The request: Transcribe every line exactly and omit anything that is a picture.

=====

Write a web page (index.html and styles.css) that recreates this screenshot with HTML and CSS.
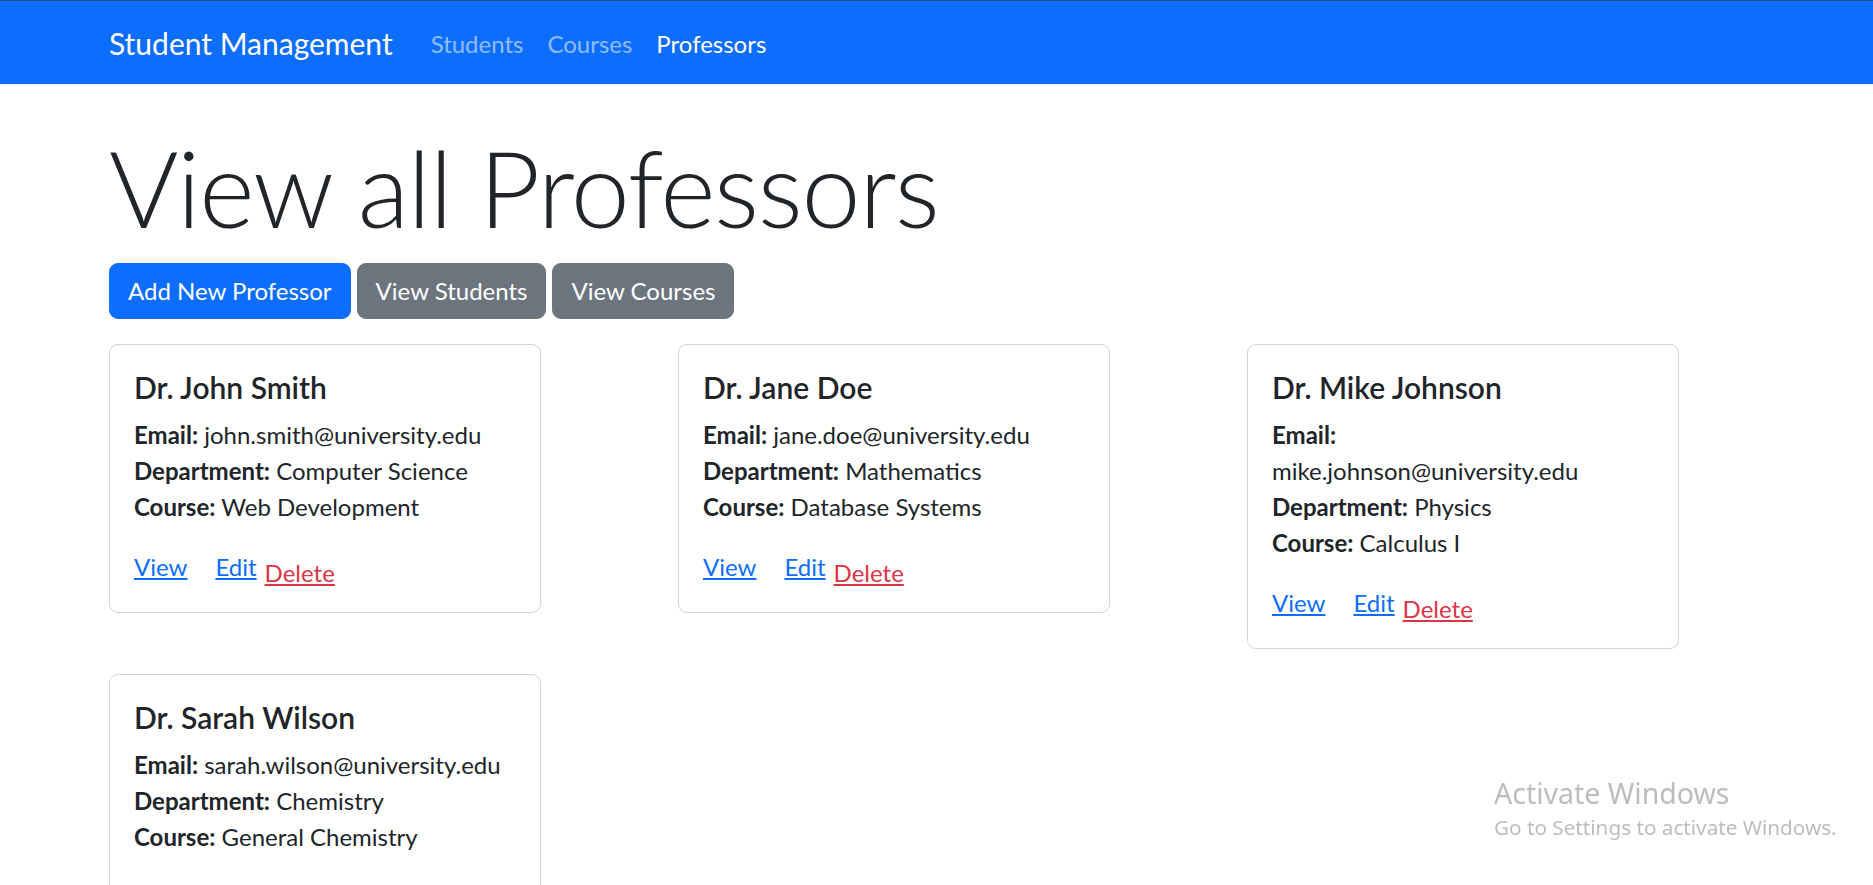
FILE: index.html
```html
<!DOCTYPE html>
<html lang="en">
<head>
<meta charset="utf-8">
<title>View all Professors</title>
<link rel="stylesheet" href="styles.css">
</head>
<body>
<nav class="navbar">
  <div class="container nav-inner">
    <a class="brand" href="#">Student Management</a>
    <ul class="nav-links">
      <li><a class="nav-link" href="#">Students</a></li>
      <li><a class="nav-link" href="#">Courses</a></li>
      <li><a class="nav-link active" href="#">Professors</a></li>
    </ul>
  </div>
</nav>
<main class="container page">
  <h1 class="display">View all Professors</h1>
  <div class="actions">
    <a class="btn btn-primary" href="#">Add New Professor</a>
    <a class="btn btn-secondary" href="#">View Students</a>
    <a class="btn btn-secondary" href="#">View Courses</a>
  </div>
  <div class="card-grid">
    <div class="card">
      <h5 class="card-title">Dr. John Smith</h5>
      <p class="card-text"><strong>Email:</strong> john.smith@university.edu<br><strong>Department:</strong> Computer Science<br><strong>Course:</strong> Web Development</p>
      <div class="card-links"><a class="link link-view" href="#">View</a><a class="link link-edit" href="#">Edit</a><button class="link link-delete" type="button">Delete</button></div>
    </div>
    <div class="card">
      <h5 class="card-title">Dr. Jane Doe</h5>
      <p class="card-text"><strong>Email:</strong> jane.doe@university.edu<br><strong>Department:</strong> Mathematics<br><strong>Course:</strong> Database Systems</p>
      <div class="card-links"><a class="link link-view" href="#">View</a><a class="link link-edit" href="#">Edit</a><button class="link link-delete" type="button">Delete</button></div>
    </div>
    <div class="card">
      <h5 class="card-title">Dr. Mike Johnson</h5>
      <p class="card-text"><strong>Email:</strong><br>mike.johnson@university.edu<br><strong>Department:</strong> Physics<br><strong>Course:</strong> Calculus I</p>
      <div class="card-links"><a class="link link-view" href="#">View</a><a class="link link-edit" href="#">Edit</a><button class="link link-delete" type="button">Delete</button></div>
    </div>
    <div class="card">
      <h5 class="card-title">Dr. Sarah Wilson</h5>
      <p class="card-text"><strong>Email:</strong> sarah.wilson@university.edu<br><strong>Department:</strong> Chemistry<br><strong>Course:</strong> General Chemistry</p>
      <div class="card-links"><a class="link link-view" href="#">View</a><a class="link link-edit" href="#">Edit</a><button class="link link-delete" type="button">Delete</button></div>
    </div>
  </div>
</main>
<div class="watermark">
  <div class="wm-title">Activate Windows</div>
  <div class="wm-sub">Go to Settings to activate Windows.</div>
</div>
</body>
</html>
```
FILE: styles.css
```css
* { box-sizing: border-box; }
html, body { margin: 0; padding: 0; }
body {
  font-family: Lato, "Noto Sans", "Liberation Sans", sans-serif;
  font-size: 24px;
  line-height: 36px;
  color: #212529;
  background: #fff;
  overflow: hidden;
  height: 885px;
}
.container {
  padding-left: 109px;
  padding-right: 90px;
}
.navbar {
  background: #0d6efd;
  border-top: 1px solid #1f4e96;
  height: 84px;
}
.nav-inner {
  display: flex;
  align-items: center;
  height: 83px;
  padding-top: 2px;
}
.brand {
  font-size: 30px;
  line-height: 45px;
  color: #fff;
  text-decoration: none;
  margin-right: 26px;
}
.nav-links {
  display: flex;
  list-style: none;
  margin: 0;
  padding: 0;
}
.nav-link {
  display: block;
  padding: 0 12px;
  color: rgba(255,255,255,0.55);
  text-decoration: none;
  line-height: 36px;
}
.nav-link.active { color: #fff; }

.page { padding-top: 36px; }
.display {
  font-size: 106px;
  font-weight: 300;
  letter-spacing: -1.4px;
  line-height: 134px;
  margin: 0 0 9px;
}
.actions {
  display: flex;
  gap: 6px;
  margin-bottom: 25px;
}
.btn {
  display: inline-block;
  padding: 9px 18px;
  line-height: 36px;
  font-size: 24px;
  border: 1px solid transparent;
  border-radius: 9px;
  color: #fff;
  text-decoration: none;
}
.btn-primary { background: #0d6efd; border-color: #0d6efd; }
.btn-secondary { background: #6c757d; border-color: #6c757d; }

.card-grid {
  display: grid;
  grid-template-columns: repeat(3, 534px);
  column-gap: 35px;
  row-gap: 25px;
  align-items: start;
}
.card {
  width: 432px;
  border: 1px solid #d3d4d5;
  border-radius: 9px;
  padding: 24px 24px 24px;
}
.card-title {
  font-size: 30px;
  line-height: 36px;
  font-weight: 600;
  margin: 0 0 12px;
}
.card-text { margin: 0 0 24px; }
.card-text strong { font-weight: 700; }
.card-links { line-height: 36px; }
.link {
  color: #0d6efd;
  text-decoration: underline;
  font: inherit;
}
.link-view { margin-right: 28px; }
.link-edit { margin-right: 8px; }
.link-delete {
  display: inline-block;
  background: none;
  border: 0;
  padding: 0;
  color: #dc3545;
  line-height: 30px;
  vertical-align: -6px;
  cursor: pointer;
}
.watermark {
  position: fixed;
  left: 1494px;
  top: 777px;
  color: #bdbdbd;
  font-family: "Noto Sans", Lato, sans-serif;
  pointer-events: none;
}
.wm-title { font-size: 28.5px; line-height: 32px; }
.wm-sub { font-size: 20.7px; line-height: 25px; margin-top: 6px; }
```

=====

Result of this task:
Write a web page (index.html and styles.css) that recreates this screenshot with HTML and CSS.
FILE: index.html
```html
<!DOCTYPE html>
<html lang="en">
<head>
<meta charset="utf-8">
<title>View all Professors</title>
<link rel="stylesheet" href="styles.css">
</head>
<body>
<nav class="navbar">
  <div class="container nav-inner">
    <a class="brand" href="#">Student Management</a>
    <ul class="nav-links">
      <li><a class="nav-link" href="#">Students</a></li>
      <li><a class="nav-link" href="#">Courses</a></li>
      <li><a class="nav-link active" href="#">Professors</a></li>
    </ul>
  </div>
</nav>
<main class="container page">
  <h1 class="display">View all Professors</h1>
  <div class="actions">
    <a class="btn btn-primary" href="#">Add New Professor</a>
    <a class="btn btn-secondary" href="#">View Students</a>
    <a class="btn btn-secondary" href="#">View Courses</a>
  </div>
  <div class="card-grid">
    <div class="card">
      <h5 class="card-title">Dr. John Smith</h5>
      <p class="card-text"><strong>Email:</strong> john.smith@university.edu<br><strong>Department:</strong> Computer Science<br><strong>Course:</strong> Web Development</p>
      <div class="card-links"><a class="link link-view" href="#">View</a><a class="link link-edit" href="#">Edit</a><button class="link link-delete" type="button">Delete</button></div>
    </div>
    <div class="card">
      <h5 class="card-title">Dr. Jane Doe</h5>
      <p class="card-text"><strong>Email:</strong> jane.doe@university.edu<br><strong>Department:</strong> Mathematics<br><strong>Course:</strong> Database Systems</p>
      <div class="card-links"><a class="link link-view" href="#">View</a><a class="link link-edit" href="#">Edit</a><button class="link link-delete" type="button">Delete</button></div>
    </div>
    <div class="card">
      <h5 class="card-title">Dr. Mike Johnson</h5>
      <p class="card-text"><strong>Email:</strong><br>mike.johnson@university.edu<br><strong>Department:</strong> Physics<br><strong>Course:</strong> Calculus I</p>
      <div class="card-links"><a class="link link-view" href="#">View</a><a class="link link-edit" href="#">Edit</a><button class="link link-delete" type="button">Delete</button></div>
    </div>
    <div class="card">
      <h5 class="card-title">Dr. Sarah Wilson</h5>
      <p class="card-text"><strong>Email:</strong> sarah.wilson@university.edu<br><strong>Department:</strong> Chemistry<br><strong>Course:</strong> General Chemistry</p>
      <div class="card-links"><a class="link link-view" href="#">View</a><a class="link link-edit" href="#">Edit</a><button class="link link-delete" type="button">Delete</button></div>
    </div>
  </div>
</main>
<div class="watermark">
  <div class="wm-title">Activate Windows</div>
  <div class="wm-sub">Go to Settings to activate Windows.</div>
</div>
</body>
</html>
```
FILE: styles.css
```css
* { box-sizing: border-box; }
html, body { margin: 0; padding: 0; }
body {
  font-family: Lato, "Noto Sans", "Liberation Sans", sans-serif;
  font-size: 24px;
  line-height: 36px;
  color: #212529;
  background: #fff;
  overflow: hidden;
  height: 885px;
}
.container {
  padding-left: 109px;
  padding-right: 90px;
}
.navbar {
  background: #0d6efd;
  border-top: 1px solid #1f4e96;
  height: 84px;
}
.nav-inner {
  display: flex;
  align-items: center;
  height: 83px;
  padding-top: 2px;
}
.brand {
  font-size: 30px;
  line-height: 45px;
  color: #fff;
  text-decoration: none;
  margin-right: 26px;
}
.nav-links {
  display: flex;
  list-style: none;
  margin: 0;
  padding: 0;
}
.nav-link {
  display: block;
  padding: 0 12px;
  color: rgba(255,255,255,0.55);
  text-decoration: none;
  line-height: 36px;
}
.nav-link.active { color: #fff; }

.page { padding-top: 36px; }
.display {
  font-size: 106px;
  font-weight: 300;
  letter-spacing: -1.4px;
  line-height: 134px;
  margin: 0 0 9px;
}
.actions {
  display: flex;
  gap: 6px;
  margin-bottom: 25px;
}
.btn {
  display: inline-block;
  padding: 9px 18px;
  line-height: 36px;
  font-size: 24px;
  border: 1px solid transparent;
  border-radius: 9px;
  color: #fff;
  text-decoration: none;
}
.btn-primary { background: #0d6efd; border-color: #0d6efd; }
.btn-secondary { background: #6c757d; border-color: #6c757d; }

.card-grid {
  display: grid;
  grid-template-columns: repeat(3, 534px);
  column-gap: 35px;
  row-gap: 25px;
  align-items: start;
}
.card {
  width: 432px;
  border: 1px solid #d3d4d5;
  border-radius: 9px;
  padding: 24px 24px 24px;
}
.card-title {
  font-size: 30px;
  line-height: 36px;
  font-weight: 600;
  margin: 0 0 12px;
}
.card-text { margin: 0 0 24px; }
.card-text strong { font-weight: 700; }
.card-links { line-height: 36px; }
.link {
  color: #0d6efd;
  text-decoration: underline;
  font: inherit;
}
.link-view { margin-right: 28px; }
.link-edit { margin-right: 8px; }
.link-delete {
  display: inline-block;
  background: none;
  border: 0;
  padding: 0;
  color: #dc3545;
  line-height: 30px;
  vertical-align: -6px;
  cursor: pointer;
}
.watermark {
  position: fixed;
  left: 1494px;
  top: 777px;
  color: #bdbdbd;
  font-family: "Noto Sans", Lato, sans-serif;
  pointer-events: none;
}
.wm-title { font-size: 28.5px; line-height: 32px; }
.wm-sub { font-size: 20.7px; line-height: 25px; margin-top: 6px; }
```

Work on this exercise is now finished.